Dikes and Sills Tabular intrusive bodies are produced when magma is forcibly injected into a fracture or zone of weakness, such as a bedding surface. Dikes are discordant bodies that form when magma is forcibly injected into fractures and cut across bedding surfaces and other structures in the host rock. By contrast, sills are nearly horizontal, concordant bodies that form when magma exploits weaknesses between sedimentary beds or other rock structures (Figure 1).
In general, dikes serve as tabular conduits that transport magma upward, whereas sills tend to accumulate magma and increase in thickness. Dikes and sills are typically shallow features, occurring where the country rocks are sufficiently brittle to fracture. They can range in thickness from less than 1 millimeter to more than 1 kilometer. While dikes and sills can occur as solitary bodies, dikes tend to form in roughly parallel groups called dike swarms. These multiple structures reflect the tendency for fractures to form in sets when tensional forces pull apart brittle country rock. Dikes can also radiate from an eroded volcanic neck, like spokes on a wheel. In these situations, the active ascent of magma generated fissures in the volcanic cone out of which lava flowed. Dikes frequently are more resistant and thus weather more slowly than the surrounding rock. Consequently, when exposed by erosion, dikes tend to have a wall-like appearance, as shown in Figure 2.

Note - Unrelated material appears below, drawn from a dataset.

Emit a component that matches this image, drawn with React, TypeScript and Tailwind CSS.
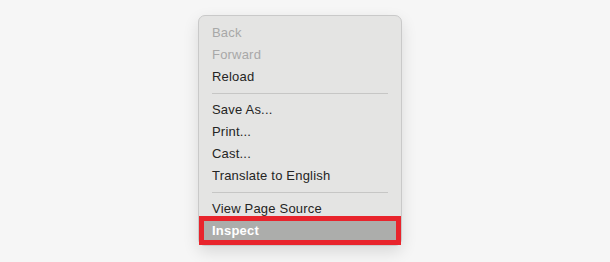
import React from "react";

type Item = { label: string; disabled?: boolean } | "sep";

const items: Item[] = [
  { label: "Back", disabled: true },
  { label: "Forward", disabled: true },
  { label: "Reload" },
  "sep",
  { label: "Save As..." },
  { label: "Print..." },
  { label: "Cast..." },
  { label: "Translate to English" },
  "sep",
  { label: "View Page Source" },
];

export default function App() {
  return (
    <div className="w-[610px] h-[262px] bg-[#f6f6f6] pt-[15px] pl-[198px] overflow-hidden font-['Liberation_Sans',Arial,sans-serif] text-[13px] tracking-[0.2px]">
      <div className="w-[204px] bg-[#e4e4e3] border border-[#c9c9c9] rounded-[7px] shadow-[0_6px_16px_rgba(0,0,0,0.12)] pt-[6px] pb-0">
        {items.map((item, i) =>
          item === "sep" ? (
            <div key={i} className="h-[11px] flex items-center px-[13px]">
              <div className="h-px w-full bg-[#c6c6c5]" />
            </div>
          ) : (
            <div
              key={i}
              className={`h-[22px] flex items-center pl-[13px] ${
                item.disabled ? "text-[#a8a8a8]" : "text-[#242424]"
              }`}
            >
              {item.label}
            </div>
          )
        )}
        {/* highlighted row */}
        <div className="-mt-[4px] h-[29px] border-[5px] border-[#e8242c] bg-[#acadab] flex items-center pl-[8px] text-white font-bold">
          Inspect
        </div>
      </div>
    </div>
  );
}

Because dikes and sills are relatively uniform in thickness and can extend for many kilometers, they are assumed to be the product of very fluid, and therefore mobile, magmas. One of the largest and most studied of all sills in the United States is the Palisades Sill. Exposed for 80 kilometers (50 miles) along the west bank of the Hudson River in southeastern New York and northeastern New Jersey, this sill is about 300 meters (1000 feet) thick. Because it is resistant to erosion, the Palisades Sill forms an imposing cliff that can be easily seen from the opposite side of the Hudson.